▸ **Data provided**:
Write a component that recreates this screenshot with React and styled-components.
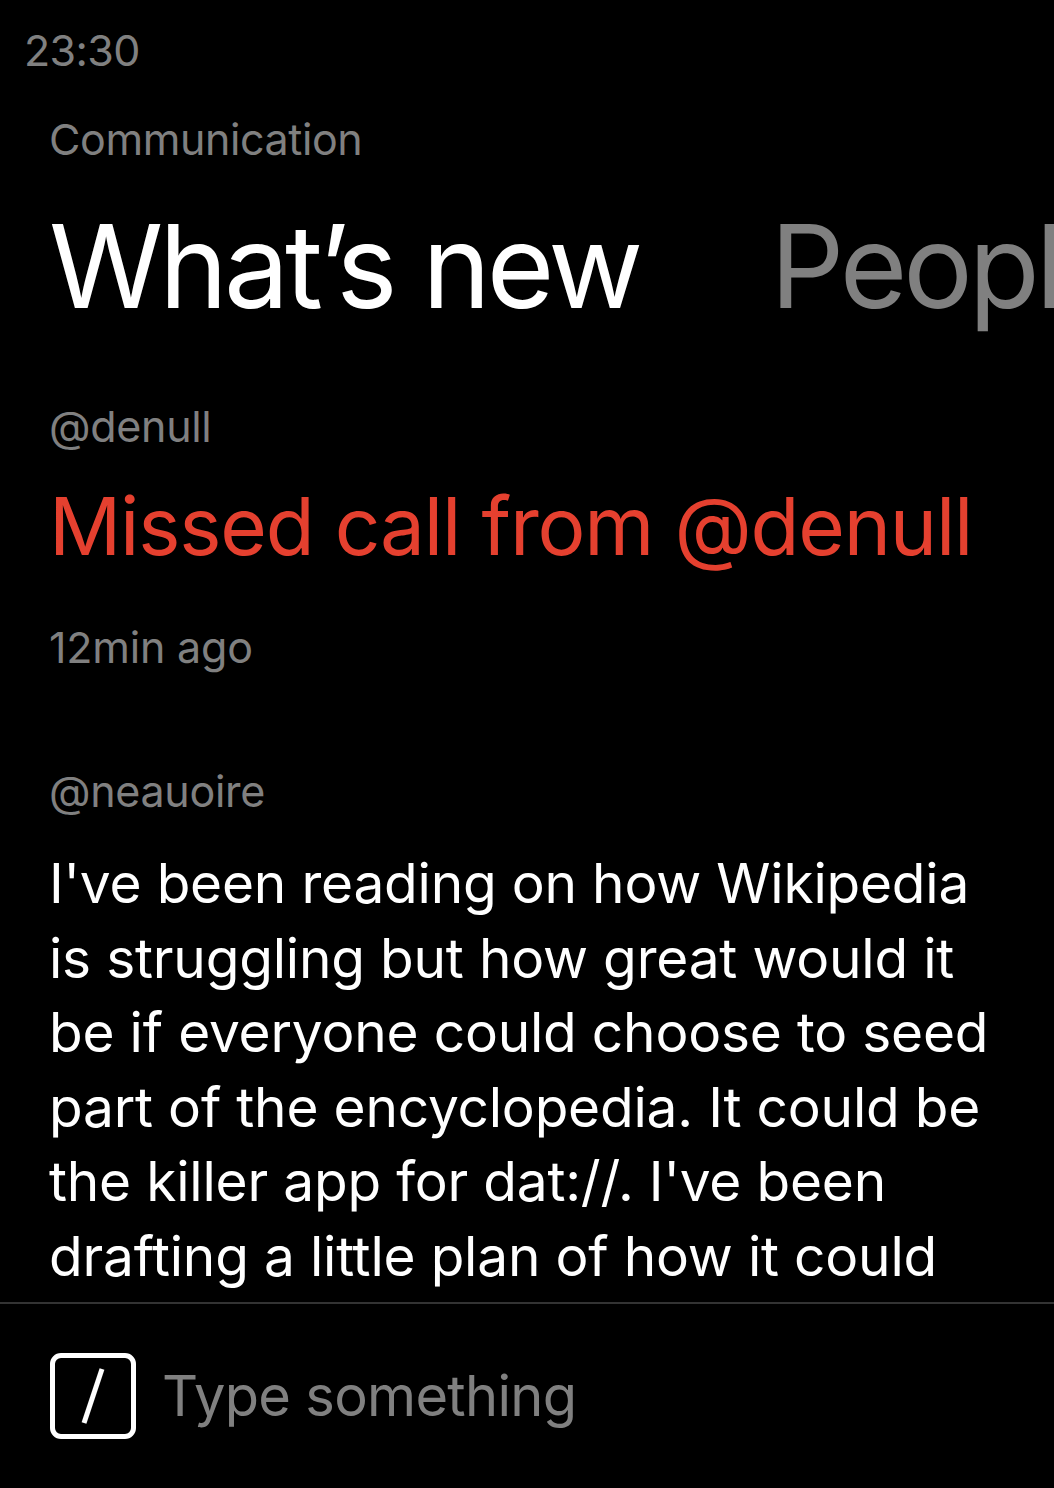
import React from "react";
import styled, { createGlobalStyle } from "styled-components";

const GlobalStyle = createGlobalStyle`
  html, body {
    margin: 0;
    padding: 0;
    background: #000;
  }
  body {
    font-family: Inter, "Noto Sans", "Liberation Sans", sans-serif;
    -webkit-font-smoothing: antialiased;
  }
  * { box-sizing: border-box; }
`;

const GRAY = "#808080";
const RED = "#e5402f";

const Screen = styled.div`
  width: 1054px;
  height: 1488px;
  background: #000;
  color: #fff;
  display: flex;
  flex-direction: column;
  overflow: hidden;
`;

const StatusBar = styled.div`
  padding: 24px 24px 0;
  font-size: 43px;
  line-height: 52px;
  color: ${GRAY};
  letter-spacing: -0.6px;
`;

const Header = styled.header`
  padding: 37px 0 0 49px;
  display: flex;
  flex-direction: column;
`;

const Category = styled.div`
  font-size: 43px;
  line-height: 52px;
  letter-spacing: -0.4px;
  color: ${GRAY};
`;

const Tabs = styled.nav`
  margin-top: 31px;
  display: flex;
  gap: 131px;
  white-space: nowrap;
  overflow: hidden;
`;

const Tab = styled.div`
  font-size: 116px;
  line-height: 140px;
  letter-spacing: -4px;
  color: ${(p) => (p.$active ? "#fff" : GRAY)};
  flex-shrink: 0;
`;

const Feed = styled.main`
  flex: 1;
  min-height: 0;
  overflow: hidden;
  padding: 64px 50px 0 49px;
  display: flex;
  flex-direction: column;
  gap: 92px;
`;

const Post = styled.article`
  display: flex;
  flex-direction: column;
`;

const Author = styled.div`
  font-size: 43px;
  line-height: 52px;
  letter-spacing: -0.3px;
  color: ${GRAY};
`;

const Alert = styled.div`
  margin-top: 26px;
  font-size: 80px;
  line-height: 96px;
  color: ${RED};
  letter-spacing: -1.2px;
  white-space: nowrap;
`;

const Meta = styled.div`
  margin-top: 47px;
  font-size: 43px;
  line-height: 52px;
  letter-spacing: -0.2px;
  color: ${GRAY};
`;

const Body = styled.p`
  margin: 29px 0 0;
  font-size: 55px;
  line-height: 74.5px;
  letter-spacing: -0.2px;
  color: #fff;
`;

const Footer = styled.footer`
  height: 186px;
  flex-shrink: 0;
  border-top: 2px solid #333;
  padding: 0 50px;
  display: flex;
  align-items: center;
  gap: 26px;
`;

const KeyBox = styled.div`
  width: 86px;
  height: 86px;
  border: 5.5px solid #fff;
  border-radius: 11px;
  display: flex;
  align-items: center;
  justify-content: center;
  flex-shrink: 0;
`;

const Placeholder = styled.div`
  font-size: 56px;
  line-height: 70px;
  letter-spacing: -0.7px;
  color: ${GRAY};
`;

export default function App() {
  return (
    <>
      <GlobalStyle />
      <Screen>
        <StatusBar>23:30</StatusBar>
        <Header>
          <Category>Communication</Category>
          <Tabs>
            <Tab $active>What’s new</Tab>
            <Tab>People</Tab>
          </Tabs>
        </Header>
        <Feed>
          <Post>
            <Author>@denull</Author>
            <Alert>Missed call from @denull</Alert>
            <Meta>12min ago</Meta>
          </Post>
          <Post>
            <Author>@neauoire</Author>
            <Body>
              I've been reading on how Wikipedia is struggling but how great
              would it be if everyone could choose to seed part of the
              encyclopedia. It could be the killer app for dat://. I've been
              drafting a little plan of how it could work, and what the
              incentives would be for people to participate in it.
            </Body>
          </Post>
        </Feed>
        <Footer>
          <KeyBox>
            <svg width="40" height="60" viewBox="0 0 40 60" aria-hidden="true">
              <line
                x1="29"
                y1="3"
                x2="11"
                y2="57"
                stroke="#fff"
                strokeWidth="5"
              />
            </svg>
          </KeyBox>
          <Placeholder>Type something</Placeholder>
        </Footer>
      </Screen>
    </>
  );
}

▸ **The problem**:
Make an exact copy of the whole listing, but don't bring over any pictures.

▸ **Task result**:
Write a component that recreates this screenshot with React and styled-components.
import React from "react";
import styled, { createGlobalStyle } from "styled-components";

const GlobalStyle = createGlobalStyle`
  html, body {
    margin: 0;
    padding: 0;
    background: #000;
  }
  body {
    font-family: Inter, "Noto Sans", "Liberation Sans", sans-serif;
    -webkit-font-smoothing: antialiased;
  }
  * { box-sizing: border-box; }
`;

const GRAY = "#808080";
const RED = "#e5402f";

const Screen = styled.div`
  width: 1054px;
  height: 1488px;
  background: #000;
  color: #fff;
  display: flex;
  flex-direction: column;
  overflow: hidden;
`;

const StatusBar = styled.div`
  padding: 24px 24px 0;
  font-size: 43px;
  line-height: 52px;
  color: ${GRAY};
  letter-spacing: -0.6px;
`;

const Header = styled.header`
  padding: 37px 0 0 49px;
  display: flex;
  flex-direction: column;
`;

const Category = styled.div`
  font-size: 43px;
  line-height: 52px;
  letter-spacing: -0.4px;
  color: ${GRAY};
`;

const Tabs = styled.nav`
  margin-top: 31px;
  display: flex;
  gap: 131px;
  white-space: nowrap;
  overflow: hidden;
`;

const Tab = styled.div`
  font-size: 116px;
  line-height: 140px;
  letter-spacing: -4px;
  color: ${(p) => (p.$active ? "#fff" : GRAY)};
  flex-shrink: 0;
`;

const Feed = styled.main`
  flex: 1;
  min-height: 0;
  overflow: hidden;
  padding: 64px 50px 0 49px;
  display: flex;
  flex-direction: column;
  gap: 92px;
`;

const Post = styled.article`
  display: flex;
  flex-direction: column;
`;

const Author = styled.div`
  font-size: 43px;
  line-height: 52px;
  letter-spacing: -0.3px;
  color: ${GRAY};
`;

const Alert = styled.div`
  margin-top: 26px;
  font-size: 80px;
  line-height: 96px;
  color: ${RED};
  letter-spacing: -1.2px;
  white-space: nowrap;
`;

const Meta = styled.div`
  margin-top: 47px;
  font-size: 43px;
  line-height: 52px;
  letter-spacing: -0.2px;
  color: ${GRAY};
`;

const Body = styled.p`
  margin: 29px 0 0;
  font-size: 55px;
  line-height: 74.5px;
  letter-spacing: -0.2px;
  color: #fff;
`;

const Footer = styled.footer`
  height: 186px;
  flex-shrink: 0;
  border-top: 2px solid #333;
  padding: 0 50px;
  display: flex;
  align-items: center;
  gap: 26px;
`;

const KeyBox = styled.div`
  width: 86px;
  height: 86px;
  border: 5.5px solid #fff;
  border-radius: 11px;
  display: flex;
  align-items: center;
  justify-content: center;
  flex-shrink: 0;
`;

const Placeholder = styled.div`
  font-size: 56px;
  line-height: 70px;
  letter-spacing: -0.7px;
  color: ${GRAY};
`;

export default function App() {
  return (
    <>
      <GlobalStyle />
      <Screen>
        <StatusBar>23:30</StatusBar>
        <Header>
          <Category>Communication</Category>
          <Tabs>
            <Tab $active>What’s new</Tab>
            <Tab>People</Tab>
          </Tabs>
        </Header>
        <Feed>
          <Post>
            <Author>@denull</Author>
            <Alert>Missed call from @denull</Alert>
            <Meta>12min ago</Meta>
          </Post>
          <Post>
            <Author>@neauoire</Author>
            <Body>
              I've been reading on how Wikipedia is struggling but how great
              would it be if everyone could choose to seed part of the
              encyclopedia. It could be the killer app for dat://. I've been
              drafting a little plan of how it could work, and what the
              incentives would be for people to participate in it.
            </Body>
          </Post>
        </Feed>
        <Footer>
          <KeyBox>
            <svg width="40" height="60" viewBox="0 0 40 60" aria-hidden="true">
              <line
                x1="29"
                y1="3"
                x2="11"
                y2="57"
                stroke="#fff"
                strokeWidth="5"
              />
            </svg>
          </KeyBox>
          <Placeholder>Type something</Placeholder>
        </Footer>
      </Screen>
    </>
  );
}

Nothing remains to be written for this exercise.